McTeer did not elaborate in the interview.

Fed chairman Alan Greenspan brought the issue of asset prices back into the limelight in a speech last Thursday when he
cautioned U.S. banks to prepare for possible sharp declines in the prices of stocks and other investments.

While emphasizing that he was not predicting such a downturn, Greenspan told a banking-related conference that losses in investor
confidence ``will inevitably emerge from time to time' and said financial institutions should boost their reserves to account for that
possibility.

Greenspan's comments, plus a surprising jump in U.S. wholesale inflation, sent U.S. and world financial markets into a tizzy.

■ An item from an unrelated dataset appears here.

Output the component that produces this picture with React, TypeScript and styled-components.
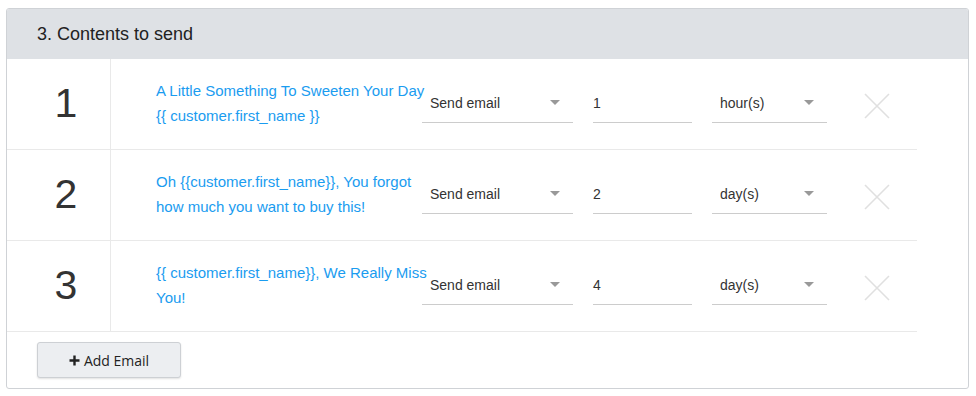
import styled, { createGlobalStyle } from "styled-components";

const GlobalStyle = createGlobalStyle`
  * { box-sizing: border-box; }
  body {
    margin: 0;
    background: #ffffff;
    font-family: "Liberation Sans", Arial, sans-serif;
    color: #333333;
  }
`;

const Page = styled.div`
  padding: 8px 7px 6px 6px;
`;

const Panel = styled.div`
  border: 1px solid #cfd2d6;
  border-radius: 3px;
  overflow: hidden;
  background: #ffffff;
`;

const PanelHeader = styled.div`
  height: 50px;
  background: #dee1e5;
  display: flex;
  align-items: center;
  padding-left: 30px;
  font-size: 18px;
  color: #222222;
`;

const Rows = styled.div`
  width: 910px;
`;

const Row = styled.div`
  display: flex;
  align-items: center;
  height: 91px;
  border-bottom: 1px solid #e9e9e9;
`;

const NumberCell = styled.div`
  width: 104px;
  height: 100%;
  flex-shrink: 0;
  border-right: 1px solid #e9e9e9;
  display: flex;
  align-items: center;
  justify-content: center;
  padding-left: 15px;
  padding-bottom: 2px;
  font-size: 41px;
  color: #333333;
`;

const Subject = styled.div`
  width: 275px;
  flex-shrink: 0;
  margin-left: 45px;
  font-size: 15px;
  line-height: 25px;
  color: #1a9cf0;
  margin-top: -2px;
`;

const Controls = styled.div`
  display: flex;
  align-items: center;
  margin-left: -9px;
  gap: 20px;
`;

const Field = styled.div<{ $w: number; $pad?: number }>`
  width: ${(p) => p.$w}px;
  height: 40px;
  border-bottom: 1px solid #cccccc;
  display: flex;
  align-items: center;
  justify-content: space-between;
  padding-left: ${(p) => p.$pad ?? 0}px;
  padding-right: 13px;
  font-size: 14px;
  color: #333333;
  margin-top: -2px;
`;

const Caret = styled.span`
  width: 0;
  height: 0;
  border-left: 5px solid transparent;
  border-right: 5px solid transparent;
  border-top: 5px solid #999999;
`;

const Remove = styled.button`
  margin-left: 17px;
  width: 26px;
  height: 26px;
  padding: 0;
  border: none;
  background: none;
  display: flex;
  align-items: center;
  justify-content: center;
  margin-top: 4px;
`;

const Footer = styled.div`
  padding: 10px 0 10px 30px;
`;

const AddButton = styled.button`
  width: 144px;
  height: 36px;
  background: #eceef1;
  border: 1px solid #cdd0d4;
  border-radius: 3px;
  box-shadow: 0 1px 2px rgba(0, 0, 0, 0.12);
  font-family: "Open Sans", "Liberation Sans", sans-serif;
  font-size: 14px;
  color: #222222;
  display: flex;
  align-items: center;
  justify-content: center;
  gap: 4px;
`;

type Email = { subject: string; delay: string; unit: string };

const emails: Email[] = [
  { subject: "A Little Something To Sweeten Your Day {{ customer.first_name }}", delay: "1", unit: "hour(s)" },
  { subject: "Oh {{customer.first_name}}, You forgot how much you want to buy this!", delay: "2", unit: "day(s)" },
  { subject: "{{ customer.first_name}}, We Really Miss You!", delay: "4", unit: "day(s)" },
];

const CloseIcon = () => (
  <svg width="26" height="26" viewBox="0 0 26 26">
    <path d="M1 1L25 25M25 1L1 25" stroke="#e0e0e0" strokeWidth="1.6" fill="none" />
  </svg>
);

const PlusIcon = () => (
  <svg width="11" height="11" viewBox="0 0 11 11">
    <path d="M5.5 0.5V10.5M0.5 5.5H10.5" stroke="#222" strokeWidth="2.4" />
  </svg>
);

export default function App() {
  return (
    <Page>
      <GlobalStyle />
      <Panel>
        <PanelHeader>3. Contents to send</PanelHeader>
        <Rows>
          {emails.map((e, i) => (
            <Row key={i}>
              <NumberCell>{i + 1}</NumberCell>
              <Subject>{e.subject}</Subject>
              <Controls>
                <Field $w={151} $pad={8}>
                  <span>Send email</span>
                  <Caret />
                </Field>
                <Field $w={99}>
                  <span>{e.delay}</span>
                </Field>
                <Field $w={115} $pad={8}>
                  <span>{e.unit}</span>
                  <Caret />
                </Field>
                <Remove>
                  <CloseIcon />
                </Remove>
              </Controls>
            </Row>
          ))}
        </Rows>
        <Footer>
          <AddButton>
            <PlusIcon />
            Add Email
          </AddButton>
        </Footer>
      </Panel>
    </Page>
  );
}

The
Dow Jones industrial average plunged 266.90 points or 2.59 percent to 10,019.71 Friday and stock markets in London, Paris and
other exchanges around the world also posted strong declines.

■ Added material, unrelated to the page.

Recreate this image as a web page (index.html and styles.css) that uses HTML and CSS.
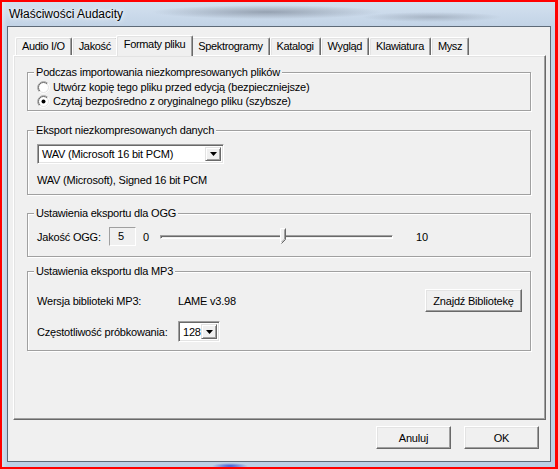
FILE: index.html
```html
<!DOCTYPE html>
<html lang="pl">
<head>
<meta charset="utf-8">
<title>Właściwości Audacity</title>
<link rel="stylesheet" href="styles.css">
</head>
<body>
<div class="window">
  <div class="titlebar"><span class="title">Właściwości Audacity</span></div>
  <div class="client">
    <div class="tabs">
      <div class="tab">Audio I/O</div>
      <div class="tab">Jakość</div>
      <div class="tab active">Formaty pliku</div>
      <div class="tab">Spektrogramy</div>
      <div class="tab">Katalogi</div>
      <div class="tab">Wygląd</div>
      <div class="tab">Klawiatura</div>
      <div class="tab">Mysz</div>
    </div>
    <div class="panel">
      <fieldset class="group g-import">
        <legend>Podczas importowania niezkompresowanych plików</legend>
        <div class="radio">
          <svg class="radio-mark" width="13" height="13" viewBox="0 0 13 13"><circle cx="6.5" cy="6.5" r="5.5" fill="#fff"/><path d="M2.26 10.74A6 6 0 0 1 10.74 2.26" fill="none" stroke="#a0a0a0"/><path d="M2.26 10.74A6 6 0 0 0 10.74 2.26" fill="none" stroke="#fff"/><path d="M2.96 10.04A5 5 0 0 1 10.04 2.96" fill="none" stroke="#696969"/><path d="M2.96 10.04A5 5 0 0 0 10.04 2.96" fill="none" stroke="#e3e3e3"/></svg>
          <span>Utwórz kopię tego pliku przed edycją (bezpieczniejsze)</span>
        </div>
        <div class="radio">
          <svg class="radio-mark" width="13" height="13" viewBox="0 0 13 13"><circle cx="6.5" cy="6.5" r="5.5" fill="#fff"/><path d="M2.26 10.74A6 6 0 0 1 10.74 2.26" fill="none" stroke="#a0a0a0"/><path d="M2.26 10.74A6 6 0 0 0 10.74 2.26" fill="none" stroke="#fff"/><path d="M2.96 10.04A5 5 0 0 1 10.04 2.96" fill="none" stroke="#696969"/><path d="M2.96 10.04A5 5 0 0 0 10.04 2.96" fill="none" stroke="#e3e3e3"/><circle cx="6.5" cy="6.5" r="2" fill="#000"/></svg>
          <span>Czytaj bezpośredno z oryginalnego pliku (szybsze)</span>
        </div>
      </fieldset>

      <fieldset class="group g-export">
        <legend>Eksport niezkompresowanych danych</legend>
        <div class="combo combo-format">
          <span class="combo-text">WAV (Microsoft 16 bit PCM)</span>
          <span class="combo-btn"><svg width="7" height="4" viewBox="0 0 7 4"><path d="M0 0h7L3.5 4z" fill="#000"/></svg></span>
        </div>
        <div class="desc">WAV (Microsoft), Signed 16 bit PCM</div>
      </fieldset>

      <fieldset class="group g-ogg">
        <legend>Ustawienia eksportu dla OGG</legend>
        <div class="ogg-row">
          <span class="ogg-label">Jakość OGG:</span>
          <span class="value-box">5</span>
          <span class="tick-min">0</span>
          <div class="slider">
            <div class="track"></div>
            <svg class="thumb" width="6" height="16" viewBox="0 0 6 16"><path d="M0.5 0.5H5.5V11.5L1.5 15.5H0.5Z" fill="#f0f0f0"/><path d="M0.5 15V0.5H5" fill="none" stroke="#fff"/><path d="M5.5 0.5V11.5L1.5 15.5" fill="none" stroke="#696969"/><path d="M4.5 1.5V11.1L1.6 14" fill="none" stroke="#a0a0a0"/></svg>
          </div>
          <span class="tick-max">10</span>
        </div>
      </fieldset>

      <fieldset class="group g-mp3">
        <legend>Ustawienia eksportu dla MP3</legend>
        <div class="mp3-grid">
          <span class="mp3-label">Wersja biblioteki MP3:</span>
          <span class="mp3-version">LAME v3.98</span>
          <button class="btn btn-find" type="button">Znajdź Bibliotekę</button>
          <span class="mp3-label">Częstotliwość próbkowania:</span>
          <div class="combo combo-rate">
            <span class="combo-text">128</span>
            <span class="combo-btn"><svg width="7" height="4" viewBox="0 0 7 4"><path d="M0 0h7L3.5 4z" fill="#000"/></svg></span>
          </div>
        </div>
      </fieldset>
    </div>
    <div class="actions">
      <button class="btn" type="button">Anuluj</button>
      <button class="btn" type="button">OK</button>
    </div>
  </div>
</div>
</body>
</html>
```

FILE: styles.css
```css
* { box-sizing: border-box; }

html, body {
  margin: 0;
  width: 558px;
  height: 469px;
  overflow: hidden;
}

body {
  background: #ff0000;
  padding: 2px 3px 2px 2px;
  font-family: "Liberation Sans", Arial, sans-serif;
  font-size: 11px;
  letter-spacing: -0.2px;
  color: #000;
}

.window {
  width: 553px;
  height: 465px;
  display: flex;
  flex-direction: column;
  padding: 0 4px 5px 5px;
  background:
    radial-gradient(ellipse 115px 7px at 265px 10px, rgba(105, 115, 130, 0.55), rgba(105, 115, 130, 0) 100%),
    radial-gradient(ellipse 70px 5px at 430px 15px, rgba(115, 125, 140, 0.4), rgba(115, 125, 140, 0) 100%),
    radial-gradient(ellipse 18px 3px at 228px 464px, rgba(40, 70, 210, 0.85), rgba(40, 70, 210, 0) 100%),
    linear-gradient(90deg, rgba(255, 255, 255, 0.35) 0, rgba(255, 255, 255, 0) 5px),
    linear-gradient(#d4e1ef 0, #c2d3e6 24px, #bdd0e5 100%);
}

.titlebar {
  height: 24px;
  flex: none;
  padding-left: 2px;
  line-height: 24px;
}

.title {
  font-size: 12px;
  letter-spacing: 0;
  color: #000;
  text-shadow: 0 0 6px #fff, 0 0 3px #fff;
}

.client {
  flex: 1;
  display: flex;
  flex-direction: column;
  border: 1px solid #5e6a78;
  background: #f0f0f0;
  padding: 8px 4px 0 5px;
}

/* Tabs */
.tabs {
  display: flex;
  align-items: flex-end;
  height: 20px;
  padding-left: 2px;
  letter-spacing: -0.35px;
}

.tab {
  height: 18px;
  padding: 0 6px;
  line-height: 17px;
  border: 1px solid;
  border-color: #fff #696969 transparent #fff;
  border-bottom: 0;
  border-radius: 2px 2px 0 0;
  box-shadow: inset -1px 0 0 #a0a0a0, inset 1px 1px 0 #e3e3e3;
  background: #f0f0f0;
  white-space: nowrap;
}

.tab.active {
  position: relative;
  z-index: 1;
  height: 21px;
  margin: 0 -2px -1px;
  padding: 0 7px;
  line-height: 16px;
}

/* Panel */
.panel {
  height: 365px;
  flex: none;
  border: 1px solid;
  border-color: #fff #696969 #696969 #fff;
  box-shadow: inset -1px -1px 0 #a0a0a0, inset 1px 1px 0 #e3e3e3;
  padding: 10px 14px 0 13px;
}

/* Group boxes */
.group {
  margin: 0;
  min-width: 0;
  border: 1px solid #a0a0a0;
  box-shadow: 1px 1px 0 #fff, inset 1px 1px 0 #fff;
  padding: 0 8px 0 9px;
}

.group legend {
  margin-left: -3px;
  padding: 0 2px;
  line-height: 13px;
  background: #f0f0f0;
}

.g-import { padding-top: 1px; padding-bottom: 2px; }
.g-export { margin-top: 13px; padding-top: 7px; padding-bottom: 7px; }
.g-ogg { margin-top: 12px; padding-top: 7px; padding-bottom: 10px; }
.g-mp3 { margin-top: 8px; padding-top: 11px; padding-bottom: 8px; }

.radio {
  display: flex;
  align-items: center;
  height: 14px;
  gap: 3px;
}

.radio-mark { flex: none; }

/* Combo */
.combo {
  display: flex;
  align-items: center;
  height: 20px;
  background: #fff;
  border: 1px solid;
  border-color: #a0a0a0 #fff #fff #a0a0a0;
  box-shadow: inset 1px 1px 0 #696969, inset -1px -1px 0 #e3e3e3;
  padding: 2px;
}

.combo-format { width: 187px; }
.combo-rate { width: 42px; height: 21px; }

.combo-text {
  flex: 1;
  padding-left: 2px;
  white-space: nowrap;
  line-height: 14px;
}

.combo-btn {
  flex: none;
  width: 16px;
  height: 100%;
  display: flex;
  align-items: center;
  justify-content: center;
  background: #f0f0f0;
  border: 1px solid;
  border-color: #e3e3e3 #696969 #696969 #e3e3e3;
  box-shadow: inset 1px 1px 0 #fff, inset -1px -1px 0 #a0a0a0;
}

.desc {
  margin-top: 10px;
  line-height: 13px;
}

/* OGG row */
.ogg-row {
  display: flex;
  align-items: center;
  height: 19px;
}

.ogg-label { width: 72px; flex: none; }

.value-box {
  width: 27px;
  height: 19px;
  flex: none;
  border: 1px solid;
  border-color: #a0a0a0 #fff #fff #a0a0a0;
  text-align: center;
  line-height: 17px;
  padding-right: 3px;
}

.tick-min { margin-left: 7px; width: 6px; flex: none; }

.slider {
  position: relative;
  width: 233px;
  height: 19px;
  margin-left: 11px;
  flex: none;
  display: flex;
  align-items: center;
}

.track {
  width: 100%;
  height: 4px;
  border-top: 1px solid #a0a0a0;
  border-left: 1px solid #a0a0a0;
  border-bottom: 1px solid #fff;
  border-right: 1px solid #fff;
  box-shadow: inset 1px 1px 0 #696969;
}

.thumb {
  position: absolute;
  left: 120px;
  top: 1px;
}

.tick-max { margin-left: 23px; }

/* MP3 grid */
.mp3-grid {
  display: grid;
  grid-template-columns: 141px 1fr auto;
  grid-template-rows: 23px 21px;
  row-gap: 9px;
  align-items: center;
}

.btn {
  font: inherit;
  letter-spacing: inherit;
  color: #000;
  width: 75px;
  height: 23px;
  padding: 0;
  background: #f0f0f0;
  border: 1px solid;
  border-color: #fff #696969 #696969 #fff;
  box-shadow: inset -1px -1px 0 #a0a0a0, inset 1px 1px 0 #e3e3e3;
}

.btn-find { width: 97px; }

/* Bottom buttons */
.actions {
  display: flex;
  justify-content: flex-end;
  gap: 13px;
  padding: 6px 7px 0 0;
}
```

McTeer was the lone dissenter against interest rate increases approved by the Federal Open Market Committee, the Fed's
policy-making board, at its meetings on June 29-30 and August 24.

In minutes of the meetings released with the standard six-week delay, the majority of the FOMC argued that rate rises were
necessary to keep the economy from overheating. The board voted both times to increase the federal funds rate and the discount
rate by a quarter percentage point.

But McTeer argued in those meetings that rising productivity and continued price competition were enough to keep inflation at bay
without higher interest rates.



To: Mick Mørmøny who wrote (144719)10/17/1999 1:42:00 PM
From: OLDTRADER  Respond to of 176387
 
RE:Crash-After risking my own "that's like my own hard earned money ---not the "Inherited Wealth type" -- capital and "not" listening to 45 years of short seller "mantra"/inflation scare talk ,like crash is coming, the crash is coming -run for cover-I have made what I have by NOT listening these "Wall Street BS artist or big wire-house agenda spouting corporate finance department flunkies".----This*&^&)*% market is going higher and starting very soon.Hope the pack sells ---so I can buy.wbm



To: Mick Mørmøny who wrote (144719)10/17/1999 3:53:00 PM
From: calgal  Read Replies (1) | Respond to of 176387
 
Mick:

Thanks for the article. I tried to look back at the article about the crash that started the Great Depression, but I could not access it, so I can only look forward... :).
Still hanging in there... and still glad that I have kept my shares of Dell.